-- START Exercise materials --
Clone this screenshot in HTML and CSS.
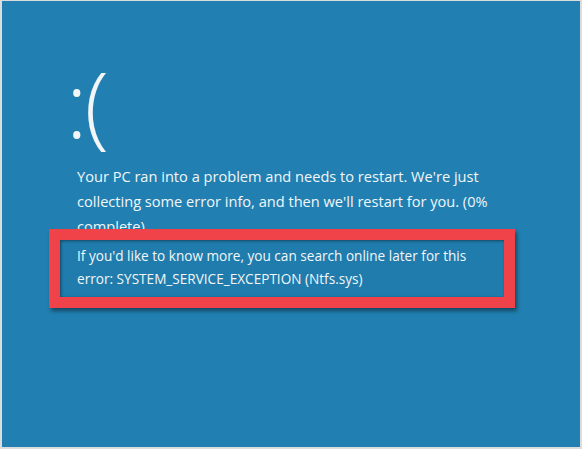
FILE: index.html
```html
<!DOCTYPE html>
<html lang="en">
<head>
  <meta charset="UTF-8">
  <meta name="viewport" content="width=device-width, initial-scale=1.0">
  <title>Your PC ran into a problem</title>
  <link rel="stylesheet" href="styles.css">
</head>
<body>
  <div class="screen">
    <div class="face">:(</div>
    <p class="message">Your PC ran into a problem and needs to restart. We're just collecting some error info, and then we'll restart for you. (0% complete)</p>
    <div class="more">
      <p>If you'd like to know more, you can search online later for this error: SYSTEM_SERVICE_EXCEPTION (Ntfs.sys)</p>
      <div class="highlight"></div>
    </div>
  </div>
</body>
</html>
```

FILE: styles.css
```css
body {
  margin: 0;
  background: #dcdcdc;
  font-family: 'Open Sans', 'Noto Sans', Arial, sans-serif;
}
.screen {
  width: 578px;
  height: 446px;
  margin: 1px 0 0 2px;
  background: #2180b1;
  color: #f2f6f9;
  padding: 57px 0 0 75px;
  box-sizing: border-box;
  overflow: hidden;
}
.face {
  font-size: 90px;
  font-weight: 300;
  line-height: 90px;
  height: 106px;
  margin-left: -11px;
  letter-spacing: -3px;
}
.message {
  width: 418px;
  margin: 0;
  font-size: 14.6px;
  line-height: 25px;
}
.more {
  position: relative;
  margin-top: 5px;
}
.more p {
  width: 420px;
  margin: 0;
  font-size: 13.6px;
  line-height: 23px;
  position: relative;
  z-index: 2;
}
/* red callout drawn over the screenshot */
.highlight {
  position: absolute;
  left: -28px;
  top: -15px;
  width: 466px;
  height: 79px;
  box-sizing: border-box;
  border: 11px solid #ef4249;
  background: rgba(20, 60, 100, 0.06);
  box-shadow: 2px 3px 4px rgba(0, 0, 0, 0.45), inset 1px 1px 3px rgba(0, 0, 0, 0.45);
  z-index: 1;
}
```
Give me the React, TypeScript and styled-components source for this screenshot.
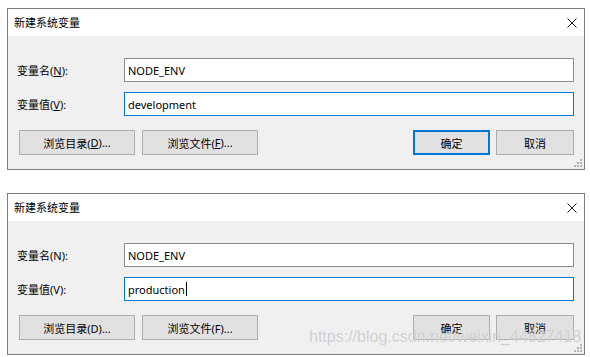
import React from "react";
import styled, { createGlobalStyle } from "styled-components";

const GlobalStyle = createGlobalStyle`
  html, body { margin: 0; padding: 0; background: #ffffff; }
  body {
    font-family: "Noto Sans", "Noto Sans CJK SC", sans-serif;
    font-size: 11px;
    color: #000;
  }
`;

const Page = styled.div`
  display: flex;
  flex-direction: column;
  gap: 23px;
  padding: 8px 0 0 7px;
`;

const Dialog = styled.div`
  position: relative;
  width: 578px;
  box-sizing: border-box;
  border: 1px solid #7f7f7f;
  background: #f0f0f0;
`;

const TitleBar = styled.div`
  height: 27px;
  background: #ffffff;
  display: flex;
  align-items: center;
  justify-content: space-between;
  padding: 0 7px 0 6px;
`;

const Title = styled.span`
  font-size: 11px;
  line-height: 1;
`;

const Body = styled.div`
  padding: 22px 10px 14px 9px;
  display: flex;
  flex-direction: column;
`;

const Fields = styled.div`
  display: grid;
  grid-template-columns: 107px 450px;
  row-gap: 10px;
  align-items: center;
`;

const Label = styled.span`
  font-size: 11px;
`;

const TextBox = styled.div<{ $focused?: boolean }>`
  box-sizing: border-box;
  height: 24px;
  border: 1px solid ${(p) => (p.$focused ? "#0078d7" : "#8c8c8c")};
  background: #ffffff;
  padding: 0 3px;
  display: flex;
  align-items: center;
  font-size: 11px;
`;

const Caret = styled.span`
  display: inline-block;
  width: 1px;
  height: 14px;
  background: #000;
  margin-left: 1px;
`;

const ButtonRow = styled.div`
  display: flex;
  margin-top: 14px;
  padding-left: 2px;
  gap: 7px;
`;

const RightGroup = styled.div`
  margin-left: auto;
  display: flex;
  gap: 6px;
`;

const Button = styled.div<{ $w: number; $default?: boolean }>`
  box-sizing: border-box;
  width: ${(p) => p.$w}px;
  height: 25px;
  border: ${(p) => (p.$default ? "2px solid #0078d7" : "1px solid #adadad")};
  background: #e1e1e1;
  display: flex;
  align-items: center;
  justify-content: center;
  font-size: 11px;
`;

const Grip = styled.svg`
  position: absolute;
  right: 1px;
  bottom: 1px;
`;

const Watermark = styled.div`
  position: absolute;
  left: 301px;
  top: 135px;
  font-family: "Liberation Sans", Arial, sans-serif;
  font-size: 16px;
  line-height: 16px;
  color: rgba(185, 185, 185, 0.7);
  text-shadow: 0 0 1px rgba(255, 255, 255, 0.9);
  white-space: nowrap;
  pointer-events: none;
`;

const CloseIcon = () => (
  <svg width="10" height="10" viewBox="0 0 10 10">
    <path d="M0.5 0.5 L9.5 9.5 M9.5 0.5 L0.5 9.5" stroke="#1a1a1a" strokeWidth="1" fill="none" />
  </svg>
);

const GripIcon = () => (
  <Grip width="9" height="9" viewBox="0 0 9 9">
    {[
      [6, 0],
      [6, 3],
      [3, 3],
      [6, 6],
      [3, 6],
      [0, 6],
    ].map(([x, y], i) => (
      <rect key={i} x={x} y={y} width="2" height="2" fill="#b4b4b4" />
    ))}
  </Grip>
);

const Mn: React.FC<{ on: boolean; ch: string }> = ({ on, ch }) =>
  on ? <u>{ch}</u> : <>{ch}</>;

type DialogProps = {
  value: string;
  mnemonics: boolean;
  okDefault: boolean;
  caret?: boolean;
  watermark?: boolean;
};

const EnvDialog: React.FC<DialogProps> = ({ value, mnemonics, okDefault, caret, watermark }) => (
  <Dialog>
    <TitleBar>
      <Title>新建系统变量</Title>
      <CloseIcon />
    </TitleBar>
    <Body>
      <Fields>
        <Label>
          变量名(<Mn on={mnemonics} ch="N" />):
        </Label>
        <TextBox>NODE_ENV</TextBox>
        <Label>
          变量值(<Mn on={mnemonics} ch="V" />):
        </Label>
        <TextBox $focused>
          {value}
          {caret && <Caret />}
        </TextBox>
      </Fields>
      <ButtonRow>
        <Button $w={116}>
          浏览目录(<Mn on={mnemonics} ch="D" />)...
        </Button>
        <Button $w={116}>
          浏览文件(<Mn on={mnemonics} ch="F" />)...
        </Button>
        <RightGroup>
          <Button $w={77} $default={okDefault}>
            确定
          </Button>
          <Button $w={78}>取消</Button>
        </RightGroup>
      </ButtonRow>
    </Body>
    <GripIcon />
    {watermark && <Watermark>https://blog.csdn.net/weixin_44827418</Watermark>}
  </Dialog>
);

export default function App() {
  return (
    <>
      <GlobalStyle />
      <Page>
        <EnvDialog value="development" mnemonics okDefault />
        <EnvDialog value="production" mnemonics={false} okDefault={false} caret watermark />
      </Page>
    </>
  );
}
-- END Exercise materials --
▶ Task
Only the count is wanted: report how many lines of the material above hold the word "components".

▶ Answer below
2